First, a tangent. Over the last week I’ve been part of a listserv conversation that reprises the now familiar question about how English Studies majors should change (or not). As I noted there, this has become a familiar genre of academic clickbait, like this recent buffoonery from the Chronicle of Higher Ed. Among other things I pointed out that, from a national perspective, the number of people earning communications degrees (which was negligible in the heyday of English majors 50-60 years ago), surpassed the number getting English degrees around 20 years ago. Since then Communications has held a fairly steady share of graduates as the college population grew, while English has lost its share and in recent years even shrank in total number, as this NCES table records. In short, students voted with their feet and, for the most part, they aren’t interested in the curricular experience English has to offer (i.e. read books, talk about books, write essays about books). Anyway, in such conversations the prospect of teaching professional writing, technical communication, and/or digital composing is often raised. The predictable response is a rejection of such curricula on the grounds that it is instrumentalist, anti-intellectual, and generally contrary to the values of English Studies, both in terms of literary studies and rhetoric/composition. Though I have no interest in defending the kind of work I do, there’s really a more important response. First, nothing is going to “save” English. It’s over. Second, by over, I mean it will just be small, serving 1-2% of majors. It will probably remain larger than Math or Philosophy, and no one is say those fields aren’t valuable. English can be small and valuable.
That said, I do find amusing the evidence such conversations (and clickbait articles) offer of the narrow utility of the intellectual capacity afforded by disciplinary thinking in English Studies.

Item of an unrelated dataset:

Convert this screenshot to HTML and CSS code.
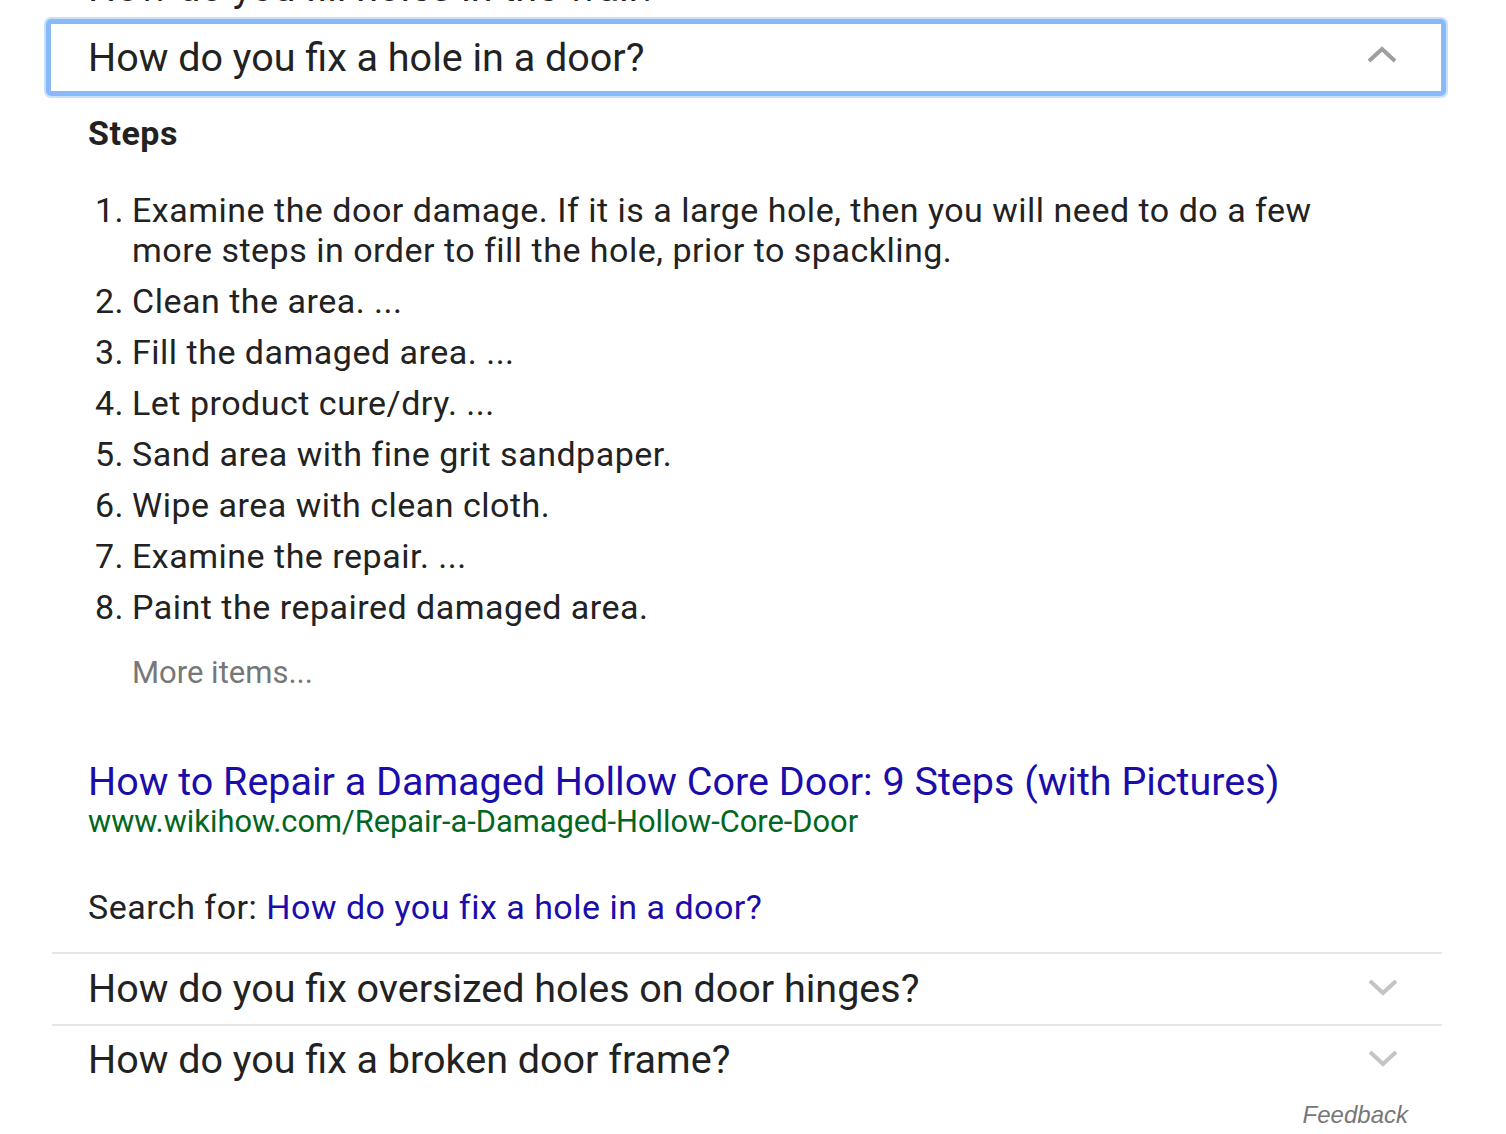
FILE: index.html
```html
<!DOCTYPE html>
<html lang="en">
<head>
<meta charset="utf-8">
<title>People also ask</title>
<link rel="stylesheet" href="styles.css">
</head>
<body>
<div class="paa">
  <div class="q-prev">How do you fill holes in the wall?</div>

  <div class="q-open">
    <span class="q-text">How do you fix a hole in a door?</span>
    <svg class="chev chev-up" width="30" height="18" viewBox="0 0 30 18"><polyline points="2,15 15,3 28,15" fill="none" stroke="#9e9e9e" stroke-width="4"/></svg>
  </div>

  <div class="answer">
    <div class="steps-title">Steps</div>
    <ol class="steps">
      <li>Examine the door damage. If it is a large hole, then you will need to do a few more steps in order to fill the hole, prior to spackling.</li>
      <li>Clean the area. ...</li>
      <li>Fill the damaged area. ...</li>
      <li>Let product cure/dry. ...</li>
      <li>Sand area with fine grit sandpaper.</li>
      <li>Wipe area with clean cloth.</li>
      <li>Examine the repair. ...</li>
      <li>Paint the repaired damaged area.</li>
    </ol>
    <div class="more">More items...</div>
    <a class="res-title" href="#">How to Repair a Damaged Hollow Core Door: 9 Steps (with Pictures)</a>
    <div class="res-url">www.wikihow.com/Repair-a-Damaged-Hollow-Core-Door</div>
    <div class="search-for">Search for: <a href="#">How do you fix a hole in a door?</a></div>
  </div>

  <div class="q-row">
    <span class="q-text">How do you fix oversized holes on door hinges?</span>
    <svg class="chev chev-down" width="30" height="18" viewBox="0 0 30 18"><polyline points="2,3 15,15 28,3" fill="none" stroke="#c4c4c4" stroke-width="4"/></svg>
  </div>
  <div class="q-row">
    <span class="q-text">How do you fix a broken door frame?</span>
    <svg class="chev chev-down" width="30" height="18" viewBox="0 0 30 18"><polyline points="2,3 15,15 28,3" fill="none" stroke="#c4c4c4" stroke-width="4"/></svg>
  </div>

  <div class="feedback">Feedback</div>
</div>
</body>
</html>
```

FILE: styles.css
```css
html, body {
  margin: 0;
  padding: 0;
  background: #fff;
}

body {
  font-family: Roboto, "Noto Sans", Arial, sans-serif;
  color: #222;
  overflow: hidden;
}

.paa {
  margin-left: 52px;
  width: 1390px;
}

.q-prev {
  font-size: 39.5px;
  line-height: 48px;
  margin-top: -36px;
  padding-left: 36px;
  height: 48px;
}

.q-open {
  display: flex;
  align-items: center;
  justify-content: space-between;
  height: 67px;
  margin: 7px -4px 0 -6px;
  padding: 0 44px 0 37px;
  border: 5px solid #88baf9;
  border-radius: 5px;
  box-shadow: 0 0 0 2px #c9e0fc;
}

.q-text {
  font-size: 39.5px;
  line-height: 48px;
  white-space: nowrap;
}

.chev {
  flex: none;
  display: block;
}

.chev-up {
  margin-bottom: 5px;
}

.chev-down {
  margin-bottom: 4px;
}

.answer {
  padding-left: 36px;
}

.steps-title {
  font-size: 34px;
  letter-spacing: 0.5px;
  font-weight: 700;
  line-height: 40px;
  margin-top: 17px;
}

.steps {
  list-style: none;
  margin: 37px 0 0 0;
  padding: 0;
  counter-reset: step;
  width: 1250px;
}

.steps li {
  display: flex;
  font-size: 34px;
  letter-spacing: 0.5px;
  line-height: 40px;
  margin-bottom: 11px;
  counter-increment: step;
}

.steps li:last-child {
  margin-bottom: 0;
}

.steps li::before {
  content: counter(step) ".";
  flex: none;
  width: 37px;
  padding-left: 7px;
}

.more {
  font-size: 31px;
  line-height: 36px;
  color: #777;
  margin: 28px 0 0 44px;
}

.res-title {
  display: block;
  font-size: 39.5px;
  line-height: 40px;
  color: #1a0dab;
  text-decoration: none;
  margin-top: 71px;
  white-space: nowrap;
}

.res-url {
  font-size: 30.8px;
  line-height: 36px;
  color: #006621;
  margin-top: 2px;
}

.search-for {
  font-size: 34px;
  letter-spacing: 0.5px;
  line-height: 40px;
  margin-top: 47px;
  padding-bottom: 25px;
}

.search-for a {
  color: #1a0dab;
  text-decoration: none;
}

.q-row {
  display: flex;
  align-items: center;
  justify-content: space-between;
  height: 70px;
  border-top: 2px solid #e6e6e6;
  padding: 0 44px 0 36px;
}

.q-row + .q-row {
  height: 68px;
  padding-bottom: 2px;
}

.feedback {
  font-family: "Liberation Sans", Arial, sans-serif;
  font-style: italic;
  font-size: 24px;
  line-height: 28px;
  color: #777;
  text-align: right;
  padding-right: 34px;
  margin-top: 5px;
}
```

For example, I’m teaching a course called professional digital communication this semester and look to do so again in the fall in an online format. What is it? I suppose you could imagine it to be an instrumental tour of how-to’s for various business-related digital genres: how-to make a brochure website, how-to design a powerpoint slide, how-to use desktop publishing to write a report, how-to make a professional web portfolio, how-to write a professional email, etc. etc. But think about these three words. Professional. Digital. Communication. What are they? Asking what communication is opens the entire field of rhetorical study. And digital? What does that comprise from technical answers to histories and cultural values/associations? How does “digital” modify “communication”?
However, I actually think it is “Professional” that is the most confounding. On first glance, it should be simple. It should just mean the kind of communication (i.e., the genres I guess) that “professionals” use (and, in this case, are “digital” somehow). Well… basically all workplace genres are “digital somehow,” even if that only means they are composed in MS-Word. I suppose, the implication is that professional also indicates some technical facility with digital tools beyond the typical office suite. These can, somewhat clumsily, be divided into two categories. The first contains genres that have been softwarized (e.g. reports, technical manuals, printed materials like brochures) that existed as genres 40 years ago. The second are born-digital genres and genres that have been significantly transformed by their softwarization (e.g., the way an instruction manual might become a how-to video/screencast or a brochure becomes a brochure website). So the first category might get one thinking about the role of XML/DITA in organizing content in large technical databases or visual communication principles deployed in InDesign or similar desktop publishing software. The second category is more elusive as the genres are fluid: video, podcast, social media, game, infographic, mobile app, website. Of those maybe the last has a stable genre. Furthermore, the changing nature of the work carried about by these professionals, the “adhocracies” in which they often work (to use Clay Spinuzzi’s term), and the continual churn of the technology makes it very difficult to define “professional.” In short, there’s a lot to investigate in those three words, which is why there is extensive scholarship across rhetoric, professional-technical communication, and communications faculty on these subjects.
But, in my experience, the most challenging part of running a course like this is the pedagogical shift into learning through cycles of experimentation and reflection. Part of what I do is say “We will read scholarship from these fields for the purpose of understanding how it might inform the development of our own practices.” So we do read and talk. But mostly we are engaged in experimental composition. Through our experimentation with various digital tools and genres we aim to understand what “professional digital communication” might be, with the hope that our readings provide some useful terminology and apparatus for doing so.
And for me that’s what makes professional digital communication interesting. It’s not so much reading the scholarship and writing scholarly responses. (Though that interests me too; I am an academic after all.) Instead, it’s the doing of it, the composing, and the insight those experiences give me into the research we do and visa versa.